The Pylos Combat Agate is a Minoan sealstone of the Mycenaean era, likely manufactured in Late Minoan Crete. It depicts two warriors engaged in hand-to-hand combat, with a third warrior lying on the ground. It was discovered in the Griffin Warrior Tomb near the Palace of Nestor in Pylos and is dated to about 1450 BCE. The seal has come to be known as Pylos Combat Agate.

The seal is noted for its exceptionally fine and elaborate engraving, and considered "the single best work of glyptic art ever recovered from the Aegean Bronze Age". The quality of the work anticipates later developments as far ahead as the Classical era of a millennium later.

Background 

The Pylos Combat Agate was discovered by a University of Cincinnati archaeological team directed by Sharon Stocker and Jack Davis in the Griffin Warrior Tomb near modern-day Pylos. It consists of an amygdaloid (almond-shaped) sealstone of banded agate, with gold caps, measuring 3.6 cm in length (1.4 in) and was found alongside four gold signet rings.

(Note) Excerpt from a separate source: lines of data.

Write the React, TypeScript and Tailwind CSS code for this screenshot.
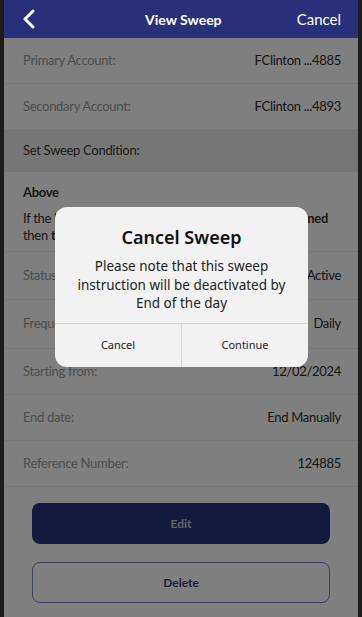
import React from "react";

const font = { fontFamily: "Lato, 'Noto Sans', sans-serif" };

function Row({ label, value, h = "h-[46px]" }: { label: string; value: string; h?: string }) {
  return (
    <div className={`flex items-center justify-between ${h} border-b border-[#eeeeee] pl-[19px] pr-[17px] text-[13px] tracking-[-0.3px]`}>
      <span className="text-[#9c9c9c]">{label}</span>
      <span className="text-[#2e2e2e]">{value}</span>
    </div>
  );
}

export default function App() {
  return (
    <div className="w-[362px] h-[617px] bg-[#1d1d1d] pl-[4px] pr-[4px] overflow-hidden" style={font}>
      <div className="relative flex h-full flex-col bg-white">
        <div className="flex h-[38px] shrink-0 items-center justify-between bg-[#28307a] pl-[18px] pr-[17px] text-white">
          <svg width="14" height="20" viewBox="0 0 14 20" fill="none">
            <path d="M11 2 L3 10 L11 18" stroke="white" strokeWidth="3" strokeLinecap="round" strokeLinejoin="round" />
          </svg>
          <span className="ml-[34px] text-[14px] font-bold">View Sweep</span>
          <span className="text-[15px]">Cancel</span>
        </div>
        <Row label="Primary Account:" value="FClinton ...4885" />
        <Row label="Secondary Account:" value="FClinton ...4893" />
        <div className="flex h-[42px] items-center bg-[#ececec] pl-[19px] text-[13px] tracking-[-0.3px] text-[#3a3a3a]">
          Set Sweep Condition:
        </div>
        <div className="flex h-[80px] flex-col border-b border-[#eeeeee] pl-[19px] pr-[30px] pt-[12px] text-[13px] tracking-[-0.3px] text-[#333] leading-[17px]">
          <span className="font-bold">Above</span>
          <div className="mt-[9px] flex justify-between whitespace-nowrap">
            <span>If the balance in Primary</span>
            <span className="font-bold">amount defined</span>
          </div>
          <div className="whitespace-nowrap">
            then <span className="font-bold">transfer</span>
          </div>
        </div>
        <Row label="Status:" value="Active" h="h-[48px]" />
        <Row label="Frequency:" value="Daily" h="h-[49px]" />
        <Row label="Starting from:" value="12/02/2024" h="h-[46px]" />
        <Row label="End date:" value="End Manually" />
        <Row label="Reference Number:" value="124885" />
        <div className="flex flex-col gap-[18px] px-[28px] pt-[16px]">
          <button className="h-[41px] rounded-[8px] bg-[#28347c] text-[12px] font-bold text-[#c8c8d8]">Edit</button>
          <button className="h-[41px] rounded-[8px] border-[1.5px] border-[#7a80bc] bg-white text-[12px] font-bold text-[#3e447f]">Delete</button>
        </div>

        <div className="absolute left-0 right-0 top-[38px] bottom-0 bg-black/50" />

        <div className="absolute left-[51px] top-[207px] flex h-[160px] w-[253px] flex-col overflow-hidden rounded-[12px] bg-[#f2f2f2]" style={{ fontFamily: "'Noto Sans', sans-serif" }}>
          <div className="pt-[18px] text-center text-[18px] font-semibold text-[#111] leading-[24px]">Cancel Sweep</div>
          <div className="mt-[8px] px-[10px] text-center text-[13.5px] leading-[18.5px] text-[#222]">
            Please note that this sweep instruction will be deactivated by End of the day
          </div>
          <div className="mt-auto flex h-[44px] border-t border-[#d6d6d6] text-[11px] text-[#222]">
            <div className="flex flex-1 items-center justify-center border-r border-[#d6d6d6]">Cancel</div>
            <div className="flex flex-1 items-center justify-center">Continue</div>
          </div>
        </div>
      </div>
    </div>
  );
}
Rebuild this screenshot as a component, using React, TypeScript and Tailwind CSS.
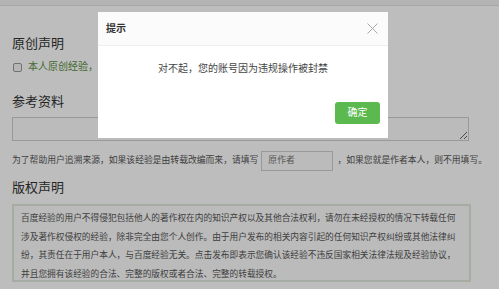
import React from 'react';

const copyrightLines = [
  '百度经验的用户不得侵犯包括他人的著作权在内的知识产权以及其他合法权利，请勿在未经授权的情况下转载任何',
  '涉及著作权侵权的经验，除非完全由您个人创作。由于用户发布的相关内容引起的任何知识产权纠纷或其他法律纠',
  '纷，其责任在于用户本人，与百度经验无关。点击发布即表示您确认该经验不违反国家相关法律法规及经验协议，',
  '并且您拥有该经验的合法、完整的版权或者合法、完整的转载授权。',
];

const CloseIcon = () => (
  <svg width="11" height="11" viewBox="0 0 11 11" fill="none" stroke="#aaaaaa" strokeWidth="1">
    <path d="M0.5 0.5 L10.5 10.5 M10.5 0.5 L0.5 10.5" />
  </svg>
);

export default function App() {
  return (
    <div
      className="relative w-[499px] h-[289px] overflow-hidden bg-white text-[#333]"
      style={{ fontFamily: '"Liberation Sans", "Noto Sans CJK SC", sans-serif' }}
    >
      {/* Page */}
      <div className="h-[6px] bg-[#f3f3f3] border-b border-[#e2e2e2]" />
      <div className="px-[12px]">
        <h2 className="mt-[29px] text-[13px] leading-[18px] font-normal text-[#333]">原创声明</h2>
        <div className="mt-[7px] flex items-center h-[14px]">
          <span className="ml-[1px] w-[9px] h-[9px] rounded-[2px] border border-[#999] bg-[#f6f6f6]" />
          <span className="ml-[6px] text-[10px] leading-[14px] text-[#5a8f45]">本人原创经验，</span>
        </div>
        <h2 className="mt-[19px] text-[13px] leading-[18px] font-normal text-[#333]">参考资料</h2>
        <textarea
          readOnly
          className="mt-[6px] block w-[457px] h-[24px] border border-[#cfcfcf] bg-[#fdfdfd] outline-none"
        />
        <div className="mt-[10px] flex items-center h-[20px] text-[8.8px] text-[#555] whitespace-nowrap">
          <span>为了帮助用户追溯来源，如果该经验是由转载改编而来，请填写</span>
          <div className="ml-[3px] w-[81px] h-[20px] border border-[#cfcfcf] bg-[#fcfcfc] flex items-center pl-[6px] text-[#777]">
            原作者
          </div>
          <span className="ml-[4px]">，如果您就是作者本人，则不用填写。</span>
        </div>
        <h2 className="mt-[8px] text-[13px] leading-[18px] font-normal text-[#333]">版权声明</h2>
        <div className="mt-[7px] w-[459px] h-[78px] border-2 border-[#dfe9d9] bg-[#fcfcfc] pl-[7px] pt-[3px] text-[8.7px] leading-[18.5px] text-[#555] whitespace-nowrap">
          {copyrightLines.map((line) => (
            <div key={line}>{line}</div>
          ))}
        </div>
      </div>

      {/* Overlay */}
      <div className="absolute inset-0 bg-[rgba(0,0,0,0.26)]" />

      {/* Dialog */}
      <div className="absolute left-[98px] top-[12px] w-[290px] h-[126px] bg-white flex flex-col">
        <div className="h-[34px] flex items-center justify-between pl-[8px] pr-[10px] border-b border-[#eeeeee] bg-[#fbfbfb]">
          <span className="text-[10px] font-bold text-[#333]">提示</span>
          <CloseIcon />
        </div>
        <div className="flex-1 flex flex-col">
          <p className="mt-[16px] text-center text-[10px] leading-[14px] text-[#444]">
            对不起，您的账号因为违规操作被封禁
          </p>
          <div className="mt-auto mb-[14px] mr-[8px] flex justify-end">
            <button className="w-[45px] h-[22px] rounded-[3px] bg-[#5cb94f] text-white text-[10px] leading-[22px]">
              确定
            </button>
          </div>
        </div>
      </div>
    </div>
  );
}
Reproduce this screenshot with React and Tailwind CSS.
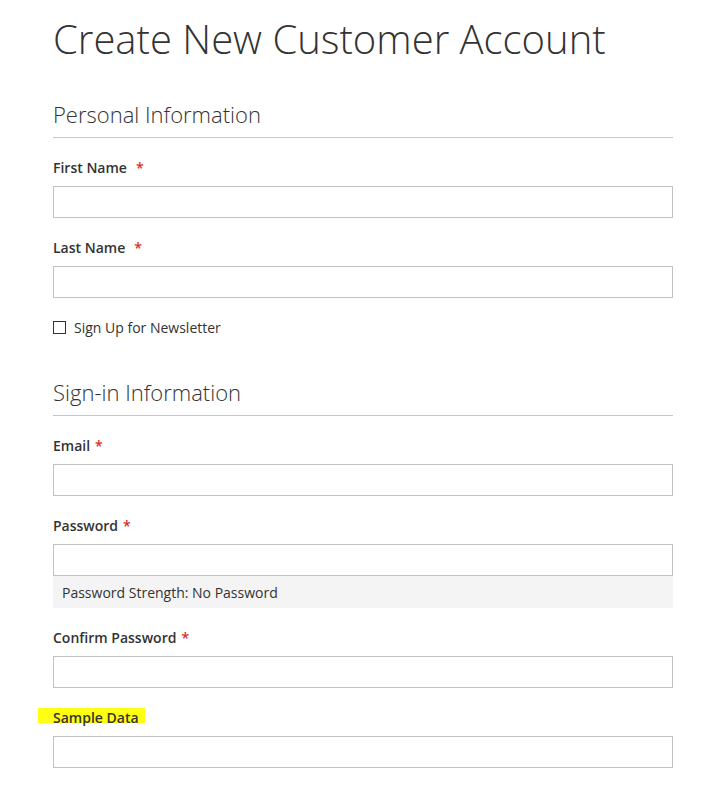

Though the site was discovered in 2015, the agate, then covered in limestone, would not be revealed until 2017 as other finds from the site were published first. Afterwards, the agate underwent conservation and study for a year. Prior to conservation, the stone was believed to be a bead due to its small scale. Due to a longstanding consensus that Mycenaean civilizations imported or stole riches from Minoan Crete, it is believed that the seal was created in Crete. The fact that the stone was found in a Mycenaean tomb in mainland Greece is suggestive of cultural exchange between the Minoan and Mycenaean civilizations.

Subject matter 

The seal portrays a warrior who, having already defeated one opponent sprawled at his feet, is plunging his sword into the exposed neck of another foe holding a "figure-of-eight" shield, while at the same time grabbing the crest of the man's helmet. The scene strikingly resembles the one depicted on the gold cushion seal from Shaft Grave III in Grave Circle A in Mycenae (and is similar to  other Late Bronze Age signets or seals, such as the "Battle of the Glen" gold signet from the Shaft Grave IV at Mycenae). It is believed that all these objects were modeled after a well-known prototype, perhaps a wall painting, as it had already been suggested for other Early Mycenaean works of glyptic art; this view is partly shared  by the discoverers, who otherwise see an intentional parallel between the winning hero in the sealstone and the person who was buried with it, also in view of the correspondence between his arms and ornaments (e.g., a necklace and a sealstone) and objects that are also found in the grave, close to the body.

Impact 
In 2016, the Greek Culture Ministry referred to this excavation as the most significant discovery in continental Greece in the last 65 years. The small scale of the intricate details prompted questions regarding ancient Greek civilizations' ability to create such an object; some archaeologists believe that such minute details could have only been created with the help of a magnifying glass, though none dating from the stone's period have been found on the island of Crete.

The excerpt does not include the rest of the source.